Wherever the string "TypeScript" appears in a line, extract that line.

_Data section_:
********

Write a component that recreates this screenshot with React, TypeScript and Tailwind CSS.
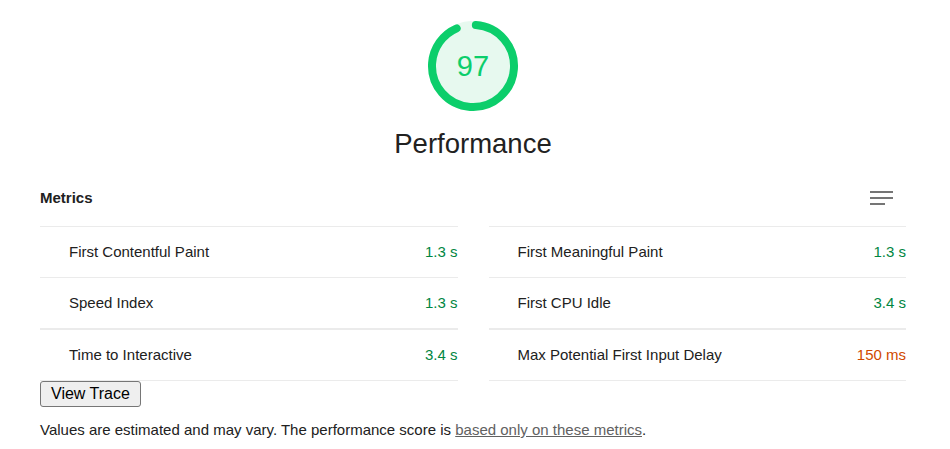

********

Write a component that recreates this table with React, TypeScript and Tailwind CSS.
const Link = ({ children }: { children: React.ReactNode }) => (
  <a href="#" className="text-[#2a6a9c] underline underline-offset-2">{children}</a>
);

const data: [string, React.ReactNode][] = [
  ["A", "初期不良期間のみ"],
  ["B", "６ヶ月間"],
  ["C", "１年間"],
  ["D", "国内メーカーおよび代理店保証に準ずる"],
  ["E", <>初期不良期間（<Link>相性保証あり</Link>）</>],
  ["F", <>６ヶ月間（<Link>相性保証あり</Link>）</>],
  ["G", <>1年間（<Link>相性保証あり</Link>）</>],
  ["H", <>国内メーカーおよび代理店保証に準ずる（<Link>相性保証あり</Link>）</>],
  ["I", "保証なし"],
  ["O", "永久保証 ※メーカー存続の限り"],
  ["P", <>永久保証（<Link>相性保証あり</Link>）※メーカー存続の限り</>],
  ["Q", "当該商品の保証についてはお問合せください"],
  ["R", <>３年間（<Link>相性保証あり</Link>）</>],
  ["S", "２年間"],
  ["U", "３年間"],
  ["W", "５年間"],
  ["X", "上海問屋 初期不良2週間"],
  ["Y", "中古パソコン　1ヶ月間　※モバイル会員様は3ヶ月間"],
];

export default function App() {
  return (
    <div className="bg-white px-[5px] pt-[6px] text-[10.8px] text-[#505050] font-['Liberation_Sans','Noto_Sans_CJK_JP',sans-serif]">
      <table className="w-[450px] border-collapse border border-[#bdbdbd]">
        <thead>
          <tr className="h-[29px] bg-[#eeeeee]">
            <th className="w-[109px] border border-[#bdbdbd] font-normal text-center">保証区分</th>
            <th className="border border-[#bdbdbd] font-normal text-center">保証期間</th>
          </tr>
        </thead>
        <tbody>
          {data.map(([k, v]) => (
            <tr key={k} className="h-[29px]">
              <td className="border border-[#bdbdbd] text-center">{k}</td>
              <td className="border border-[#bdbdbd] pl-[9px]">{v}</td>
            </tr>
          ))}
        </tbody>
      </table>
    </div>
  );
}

********

_Completed task_:
Write a component that recreates this screenshot with React, TypeScript and Tailwind CSS.
Write a component that recreates this table with React, TypeScript and Tailwind CSS.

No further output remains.